GIVEN EXERCISE: Retype only the lines from the one containing "Emit a component" through the one containing "import React from", both included, word for word. Pictures stay out of the copy.

Front-end source files

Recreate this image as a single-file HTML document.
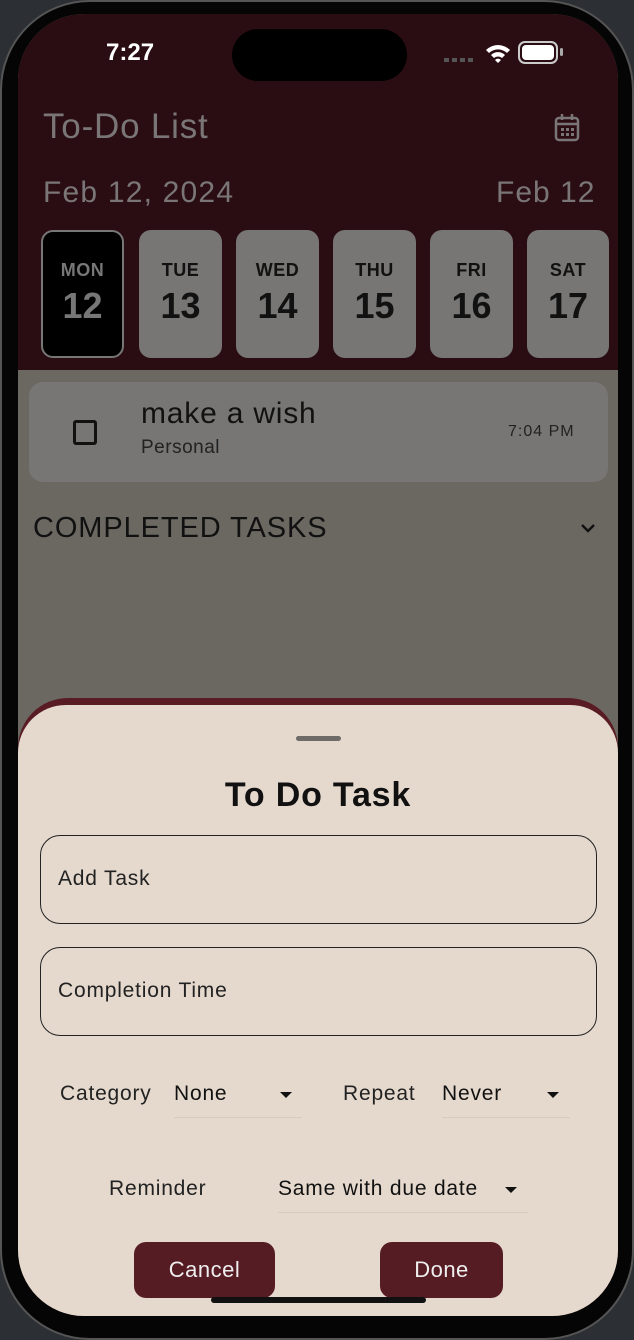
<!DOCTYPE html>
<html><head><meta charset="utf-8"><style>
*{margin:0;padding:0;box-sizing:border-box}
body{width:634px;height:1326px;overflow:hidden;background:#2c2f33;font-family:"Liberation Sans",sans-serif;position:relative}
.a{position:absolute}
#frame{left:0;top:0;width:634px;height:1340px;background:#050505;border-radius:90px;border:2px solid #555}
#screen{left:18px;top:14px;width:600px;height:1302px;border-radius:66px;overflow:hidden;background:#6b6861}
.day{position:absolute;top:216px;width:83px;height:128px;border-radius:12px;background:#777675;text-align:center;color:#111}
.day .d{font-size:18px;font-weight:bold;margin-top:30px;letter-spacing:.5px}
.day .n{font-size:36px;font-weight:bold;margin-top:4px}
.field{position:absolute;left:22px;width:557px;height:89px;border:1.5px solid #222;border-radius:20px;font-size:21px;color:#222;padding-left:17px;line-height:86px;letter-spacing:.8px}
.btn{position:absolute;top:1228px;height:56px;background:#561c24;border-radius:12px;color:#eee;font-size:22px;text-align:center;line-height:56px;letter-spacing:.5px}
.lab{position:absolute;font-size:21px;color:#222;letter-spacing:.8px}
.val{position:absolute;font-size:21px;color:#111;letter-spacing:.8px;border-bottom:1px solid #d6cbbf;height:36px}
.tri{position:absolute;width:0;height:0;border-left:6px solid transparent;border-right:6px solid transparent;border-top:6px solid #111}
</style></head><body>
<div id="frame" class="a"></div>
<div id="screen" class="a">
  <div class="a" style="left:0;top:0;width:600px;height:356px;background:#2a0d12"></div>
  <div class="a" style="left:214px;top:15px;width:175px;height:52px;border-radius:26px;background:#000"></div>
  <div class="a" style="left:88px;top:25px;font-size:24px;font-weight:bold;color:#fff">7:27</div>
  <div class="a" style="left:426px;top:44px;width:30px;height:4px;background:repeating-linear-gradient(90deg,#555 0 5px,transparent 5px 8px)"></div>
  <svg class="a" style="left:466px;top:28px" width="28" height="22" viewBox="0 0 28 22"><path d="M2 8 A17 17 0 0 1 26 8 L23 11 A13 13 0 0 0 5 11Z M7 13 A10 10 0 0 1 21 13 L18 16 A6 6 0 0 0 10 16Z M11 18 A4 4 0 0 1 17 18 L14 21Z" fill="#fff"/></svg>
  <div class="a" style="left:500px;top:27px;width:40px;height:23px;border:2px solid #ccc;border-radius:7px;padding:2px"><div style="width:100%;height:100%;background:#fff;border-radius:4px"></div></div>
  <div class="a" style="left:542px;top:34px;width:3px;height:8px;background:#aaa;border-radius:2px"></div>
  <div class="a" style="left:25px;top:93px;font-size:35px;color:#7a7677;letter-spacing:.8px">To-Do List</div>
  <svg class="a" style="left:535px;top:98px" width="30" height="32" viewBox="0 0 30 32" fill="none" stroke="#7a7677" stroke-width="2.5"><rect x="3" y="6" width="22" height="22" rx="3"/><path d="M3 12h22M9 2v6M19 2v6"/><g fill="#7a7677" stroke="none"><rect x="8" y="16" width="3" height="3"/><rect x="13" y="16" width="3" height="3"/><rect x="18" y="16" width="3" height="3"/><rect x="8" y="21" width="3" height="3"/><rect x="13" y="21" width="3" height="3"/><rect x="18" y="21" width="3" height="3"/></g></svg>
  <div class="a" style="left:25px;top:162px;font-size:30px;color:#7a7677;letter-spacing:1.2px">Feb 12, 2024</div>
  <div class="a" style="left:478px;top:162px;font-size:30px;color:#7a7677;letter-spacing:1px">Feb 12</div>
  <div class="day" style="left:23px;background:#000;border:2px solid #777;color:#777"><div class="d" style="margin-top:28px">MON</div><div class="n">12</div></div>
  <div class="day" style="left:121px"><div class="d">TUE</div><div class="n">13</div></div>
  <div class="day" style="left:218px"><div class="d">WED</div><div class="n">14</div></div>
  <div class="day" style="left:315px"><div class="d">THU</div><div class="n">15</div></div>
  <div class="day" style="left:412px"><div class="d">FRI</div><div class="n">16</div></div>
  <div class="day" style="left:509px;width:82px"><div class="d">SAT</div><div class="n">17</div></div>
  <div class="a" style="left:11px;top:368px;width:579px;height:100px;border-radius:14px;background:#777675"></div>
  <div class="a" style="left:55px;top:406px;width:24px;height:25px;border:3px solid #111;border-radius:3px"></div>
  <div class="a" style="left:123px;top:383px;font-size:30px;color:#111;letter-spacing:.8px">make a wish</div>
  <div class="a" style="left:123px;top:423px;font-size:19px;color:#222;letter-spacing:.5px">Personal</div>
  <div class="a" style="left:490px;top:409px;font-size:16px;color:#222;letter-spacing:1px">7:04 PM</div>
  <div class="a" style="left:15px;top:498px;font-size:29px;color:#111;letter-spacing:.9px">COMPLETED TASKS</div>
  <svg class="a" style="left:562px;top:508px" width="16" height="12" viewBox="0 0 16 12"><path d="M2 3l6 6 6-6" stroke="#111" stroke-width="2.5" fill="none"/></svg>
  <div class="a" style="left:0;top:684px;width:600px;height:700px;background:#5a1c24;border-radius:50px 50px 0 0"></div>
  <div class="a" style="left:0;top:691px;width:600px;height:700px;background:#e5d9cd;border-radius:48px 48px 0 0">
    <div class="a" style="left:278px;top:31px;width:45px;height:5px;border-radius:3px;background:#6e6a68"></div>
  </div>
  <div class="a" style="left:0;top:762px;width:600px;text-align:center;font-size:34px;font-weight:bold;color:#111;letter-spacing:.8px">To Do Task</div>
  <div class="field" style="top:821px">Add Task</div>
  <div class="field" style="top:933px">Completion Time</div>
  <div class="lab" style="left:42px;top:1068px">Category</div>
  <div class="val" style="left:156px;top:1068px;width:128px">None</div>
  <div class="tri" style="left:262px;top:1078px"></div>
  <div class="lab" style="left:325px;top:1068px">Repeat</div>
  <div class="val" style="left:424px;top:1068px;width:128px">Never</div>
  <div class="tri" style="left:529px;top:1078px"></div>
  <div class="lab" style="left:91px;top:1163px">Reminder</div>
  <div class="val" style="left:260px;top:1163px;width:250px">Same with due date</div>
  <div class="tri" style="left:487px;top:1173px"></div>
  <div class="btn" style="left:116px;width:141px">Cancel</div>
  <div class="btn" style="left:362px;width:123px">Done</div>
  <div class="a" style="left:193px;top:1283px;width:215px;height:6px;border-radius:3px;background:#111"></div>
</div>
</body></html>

---

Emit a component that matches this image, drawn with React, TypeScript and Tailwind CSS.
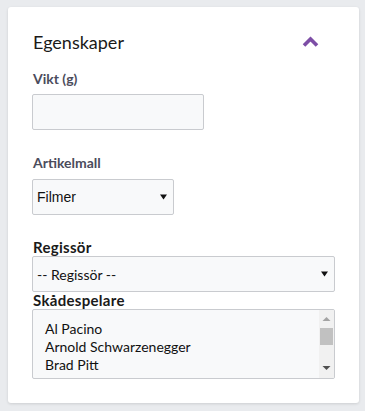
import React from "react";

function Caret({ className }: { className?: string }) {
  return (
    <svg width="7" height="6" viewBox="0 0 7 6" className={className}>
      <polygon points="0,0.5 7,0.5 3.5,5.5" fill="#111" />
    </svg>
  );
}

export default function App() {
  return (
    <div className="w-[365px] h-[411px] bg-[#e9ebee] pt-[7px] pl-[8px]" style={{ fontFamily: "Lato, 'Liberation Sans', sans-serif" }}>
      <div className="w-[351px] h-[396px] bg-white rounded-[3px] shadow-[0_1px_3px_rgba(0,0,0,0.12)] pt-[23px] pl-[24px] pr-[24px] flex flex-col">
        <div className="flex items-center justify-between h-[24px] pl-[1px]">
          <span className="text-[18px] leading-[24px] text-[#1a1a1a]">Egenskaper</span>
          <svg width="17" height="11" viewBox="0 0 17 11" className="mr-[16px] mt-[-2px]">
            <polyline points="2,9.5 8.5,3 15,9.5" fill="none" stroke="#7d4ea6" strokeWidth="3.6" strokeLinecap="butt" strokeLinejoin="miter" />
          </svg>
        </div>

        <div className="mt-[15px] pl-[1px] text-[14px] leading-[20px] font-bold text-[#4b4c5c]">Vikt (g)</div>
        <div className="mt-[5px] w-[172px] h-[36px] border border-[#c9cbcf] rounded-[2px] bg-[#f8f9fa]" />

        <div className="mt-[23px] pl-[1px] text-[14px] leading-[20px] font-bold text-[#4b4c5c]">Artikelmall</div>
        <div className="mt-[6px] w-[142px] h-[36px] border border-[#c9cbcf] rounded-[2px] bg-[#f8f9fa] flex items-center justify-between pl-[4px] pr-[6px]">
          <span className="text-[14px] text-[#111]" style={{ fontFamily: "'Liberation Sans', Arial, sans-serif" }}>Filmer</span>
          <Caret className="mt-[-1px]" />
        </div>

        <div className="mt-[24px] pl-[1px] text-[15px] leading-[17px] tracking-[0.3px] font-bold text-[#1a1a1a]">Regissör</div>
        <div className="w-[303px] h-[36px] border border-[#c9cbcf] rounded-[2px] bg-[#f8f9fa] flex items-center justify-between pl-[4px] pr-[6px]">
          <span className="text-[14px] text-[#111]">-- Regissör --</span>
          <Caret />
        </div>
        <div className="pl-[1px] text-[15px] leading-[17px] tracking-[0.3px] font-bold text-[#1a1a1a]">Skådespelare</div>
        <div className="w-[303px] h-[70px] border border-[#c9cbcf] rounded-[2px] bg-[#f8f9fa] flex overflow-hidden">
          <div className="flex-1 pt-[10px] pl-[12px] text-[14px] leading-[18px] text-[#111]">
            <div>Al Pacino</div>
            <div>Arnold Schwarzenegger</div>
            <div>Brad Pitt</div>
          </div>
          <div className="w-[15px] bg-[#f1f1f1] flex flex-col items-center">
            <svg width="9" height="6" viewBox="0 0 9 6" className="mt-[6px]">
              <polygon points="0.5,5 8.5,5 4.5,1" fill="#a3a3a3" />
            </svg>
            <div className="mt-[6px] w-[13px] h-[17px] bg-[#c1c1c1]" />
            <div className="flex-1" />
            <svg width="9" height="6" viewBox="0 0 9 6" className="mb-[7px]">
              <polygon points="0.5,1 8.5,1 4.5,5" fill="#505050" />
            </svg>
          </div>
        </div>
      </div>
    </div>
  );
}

RIGHT ANSWER:
Emit a component that matches this image, drawn with React, TypeScript and Tailwind CSS.
import React from "react";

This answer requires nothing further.